> _Job_: Review the material line by line. Identify and copy every line that contains the string "full".

> _Material_:
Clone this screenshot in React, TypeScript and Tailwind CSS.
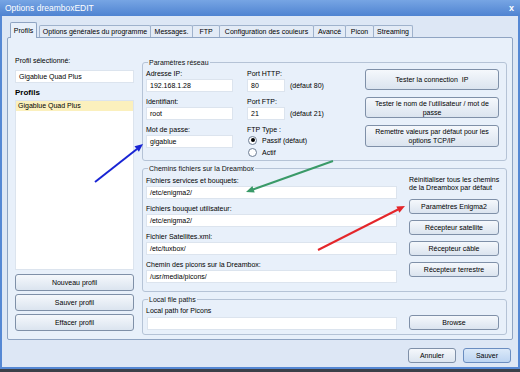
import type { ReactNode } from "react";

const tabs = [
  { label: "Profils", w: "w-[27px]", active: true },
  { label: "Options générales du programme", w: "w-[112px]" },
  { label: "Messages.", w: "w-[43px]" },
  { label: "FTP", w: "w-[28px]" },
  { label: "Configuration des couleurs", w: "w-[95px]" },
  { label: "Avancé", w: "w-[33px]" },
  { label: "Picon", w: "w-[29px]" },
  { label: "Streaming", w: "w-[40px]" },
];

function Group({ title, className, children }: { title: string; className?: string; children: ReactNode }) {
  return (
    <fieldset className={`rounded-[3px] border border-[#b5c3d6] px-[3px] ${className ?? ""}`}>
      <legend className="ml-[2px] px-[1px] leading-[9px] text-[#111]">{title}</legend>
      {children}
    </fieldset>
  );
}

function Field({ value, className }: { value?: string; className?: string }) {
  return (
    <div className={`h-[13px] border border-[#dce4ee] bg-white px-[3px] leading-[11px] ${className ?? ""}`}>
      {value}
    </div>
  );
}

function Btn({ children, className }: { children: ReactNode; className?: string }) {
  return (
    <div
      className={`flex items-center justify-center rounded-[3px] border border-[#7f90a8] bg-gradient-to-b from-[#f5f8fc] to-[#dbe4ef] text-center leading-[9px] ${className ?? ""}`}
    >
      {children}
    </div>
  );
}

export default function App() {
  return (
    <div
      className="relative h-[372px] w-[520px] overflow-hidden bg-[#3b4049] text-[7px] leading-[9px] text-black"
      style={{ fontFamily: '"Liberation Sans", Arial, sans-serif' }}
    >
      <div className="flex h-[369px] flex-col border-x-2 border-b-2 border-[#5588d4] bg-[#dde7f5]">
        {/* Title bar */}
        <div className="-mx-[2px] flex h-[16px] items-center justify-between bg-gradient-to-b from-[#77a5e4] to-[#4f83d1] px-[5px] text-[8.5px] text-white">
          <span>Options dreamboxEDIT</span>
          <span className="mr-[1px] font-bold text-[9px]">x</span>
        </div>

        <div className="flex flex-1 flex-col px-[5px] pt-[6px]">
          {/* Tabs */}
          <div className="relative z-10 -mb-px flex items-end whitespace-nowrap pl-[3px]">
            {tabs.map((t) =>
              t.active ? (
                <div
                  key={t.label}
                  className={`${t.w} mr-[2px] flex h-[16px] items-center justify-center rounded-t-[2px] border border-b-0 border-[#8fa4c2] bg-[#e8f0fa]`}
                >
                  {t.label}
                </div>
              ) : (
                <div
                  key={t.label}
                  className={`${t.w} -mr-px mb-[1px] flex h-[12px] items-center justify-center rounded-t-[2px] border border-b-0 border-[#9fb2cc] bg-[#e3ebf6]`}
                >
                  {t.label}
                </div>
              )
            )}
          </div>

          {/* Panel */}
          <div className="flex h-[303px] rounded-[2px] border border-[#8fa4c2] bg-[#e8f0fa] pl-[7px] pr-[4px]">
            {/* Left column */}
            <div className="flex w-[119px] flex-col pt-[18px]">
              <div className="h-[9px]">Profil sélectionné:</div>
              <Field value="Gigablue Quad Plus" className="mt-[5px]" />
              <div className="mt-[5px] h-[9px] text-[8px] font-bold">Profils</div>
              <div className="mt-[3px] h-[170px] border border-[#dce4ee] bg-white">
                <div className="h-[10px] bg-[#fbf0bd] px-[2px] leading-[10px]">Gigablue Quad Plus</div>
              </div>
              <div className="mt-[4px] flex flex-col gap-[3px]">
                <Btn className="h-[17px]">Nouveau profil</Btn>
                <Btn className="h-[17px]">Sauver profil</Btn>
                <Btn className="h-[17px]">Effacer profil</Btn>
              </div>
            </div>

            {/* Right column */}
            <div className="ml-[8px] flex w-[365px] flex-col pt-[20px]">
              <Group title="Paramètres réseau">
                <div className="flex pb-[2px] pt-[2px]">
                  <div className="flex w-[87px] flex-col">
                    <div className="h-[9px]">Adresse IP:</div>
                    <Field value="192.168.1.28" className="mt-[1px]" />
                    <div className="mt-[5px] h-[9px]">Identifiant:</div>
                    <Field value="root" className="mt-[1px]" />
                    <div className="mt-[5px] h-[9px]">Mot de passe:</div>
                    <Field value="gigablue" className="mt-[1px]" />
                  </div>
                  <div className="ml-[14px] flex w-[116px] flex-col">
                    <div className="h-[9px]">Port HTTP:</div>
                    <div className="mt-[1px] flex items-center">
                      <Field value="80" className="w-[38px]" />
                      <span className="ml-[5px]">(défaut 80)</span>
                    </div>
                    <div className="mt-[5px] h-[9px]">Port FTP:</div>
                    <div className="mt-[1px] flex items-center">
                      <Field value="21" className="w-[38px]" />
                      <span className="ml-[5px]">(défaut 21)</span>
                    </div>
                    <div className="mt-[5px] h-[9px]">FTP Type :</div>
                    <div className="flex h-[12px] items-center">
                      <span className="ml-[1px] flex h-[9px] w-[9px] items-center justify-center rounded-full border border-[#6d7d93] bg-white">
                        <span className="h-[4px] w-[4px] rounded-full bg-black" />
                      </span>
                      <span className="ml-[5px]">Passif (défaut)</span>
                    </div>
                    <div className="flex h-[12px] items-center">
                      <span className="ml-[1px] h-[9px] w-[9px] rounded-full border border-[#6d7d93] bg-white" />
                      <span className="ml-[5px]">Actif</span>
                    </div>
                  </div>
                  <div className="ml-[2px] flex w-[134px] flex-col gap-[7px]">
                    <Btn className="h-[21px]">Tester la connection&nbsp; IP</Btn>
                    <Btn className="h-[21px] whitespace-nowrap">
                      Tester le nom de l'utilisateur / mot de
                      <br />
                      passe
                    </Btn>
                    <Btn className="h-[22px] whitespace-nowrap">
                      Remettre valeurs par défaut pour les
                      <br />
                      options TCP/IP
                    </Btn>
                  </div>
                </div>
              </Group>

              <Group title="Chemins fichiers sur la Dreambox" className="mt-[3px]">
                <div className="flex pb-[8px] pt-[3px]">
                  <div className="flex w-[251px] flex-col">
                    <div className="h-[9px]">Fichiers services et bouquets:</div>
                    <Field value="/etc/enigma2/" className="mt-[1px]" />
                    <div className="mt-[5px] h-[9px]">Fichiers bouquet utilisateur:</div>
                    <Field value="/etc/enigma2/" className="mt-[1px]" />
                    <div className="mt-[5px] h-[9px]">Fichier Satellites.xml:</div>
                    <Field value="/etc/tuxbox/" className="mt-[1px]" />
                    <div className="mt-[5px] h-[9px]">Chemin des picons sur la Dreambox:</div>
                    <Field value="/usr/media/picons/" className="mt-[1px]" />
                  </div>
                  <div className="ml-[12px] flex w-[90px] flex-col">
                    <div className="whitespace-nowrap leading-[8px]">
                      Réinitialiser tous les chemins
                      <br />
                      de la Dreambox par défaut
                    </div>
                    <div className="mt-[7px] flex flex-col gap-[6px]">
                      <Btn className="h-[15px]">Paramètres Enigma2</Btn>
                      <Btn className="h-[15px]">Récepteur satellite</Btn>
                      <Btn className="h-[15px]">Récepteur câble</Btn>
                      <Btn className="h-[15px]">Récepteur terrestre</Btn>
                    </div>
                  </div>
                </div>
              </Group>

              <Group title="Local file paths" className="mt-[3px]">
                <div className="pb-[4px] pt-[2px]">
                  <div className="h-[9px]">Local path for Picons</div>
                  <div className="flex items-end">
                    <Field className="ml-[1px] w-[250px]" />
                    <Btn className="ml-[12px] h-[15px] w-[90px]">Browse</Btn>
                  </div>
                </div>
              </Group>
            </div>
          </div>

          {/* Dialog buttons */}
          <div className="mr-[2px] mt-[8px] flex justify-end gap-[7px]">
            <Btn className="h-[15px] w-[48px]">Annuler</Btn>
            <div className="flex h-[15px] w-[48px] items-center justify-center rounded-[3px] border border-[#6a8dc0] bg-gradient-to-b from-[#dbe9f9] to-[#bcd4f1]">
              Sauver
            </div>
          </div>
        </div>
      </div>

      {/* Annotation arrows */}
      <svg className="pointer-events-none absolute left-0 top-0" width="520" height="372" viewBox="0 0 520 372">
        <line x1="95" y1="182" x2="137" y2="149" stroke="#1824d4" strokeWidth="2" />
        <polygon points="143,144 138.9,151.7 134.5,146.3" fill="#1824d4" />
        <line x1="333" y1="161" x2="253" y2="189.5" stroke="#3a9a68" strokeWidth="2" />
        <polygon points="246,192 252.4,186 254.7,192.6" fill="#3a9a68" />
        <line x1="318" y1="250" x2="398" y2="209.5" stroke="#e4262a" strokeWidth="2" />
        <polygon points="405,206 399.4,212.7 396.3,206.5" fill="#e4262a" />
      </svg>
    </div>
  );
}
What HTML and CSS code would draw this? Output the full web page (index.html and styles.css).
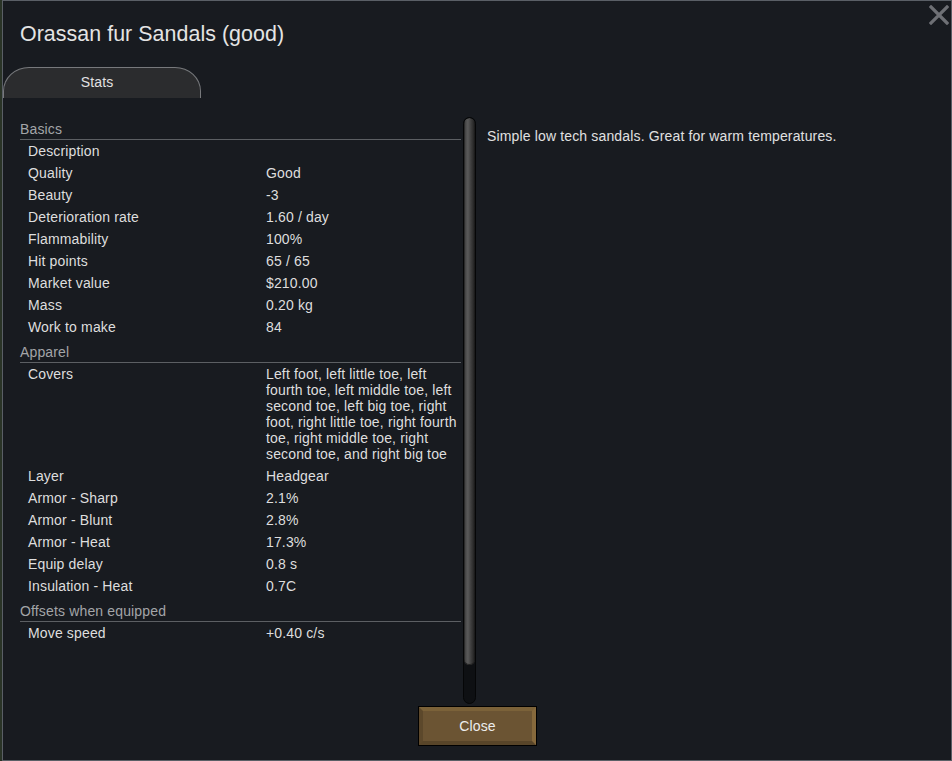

> _Expected output_:
                      <span className="ml-[1px] flex h-[9px] w-[9px] items-center justify-center rounded-full border border-[#6d7d93] bg-white">
                        <span className="h-[4px] w-[4px] rounded-full bg-black" />
                      <span className="ml-[1px] h-[9px] w-[9px] rounded-full border border-[#6d7d93] bg-white" />
What HTML and CSS code would draw this? Output the full web page (index.html and styles.css).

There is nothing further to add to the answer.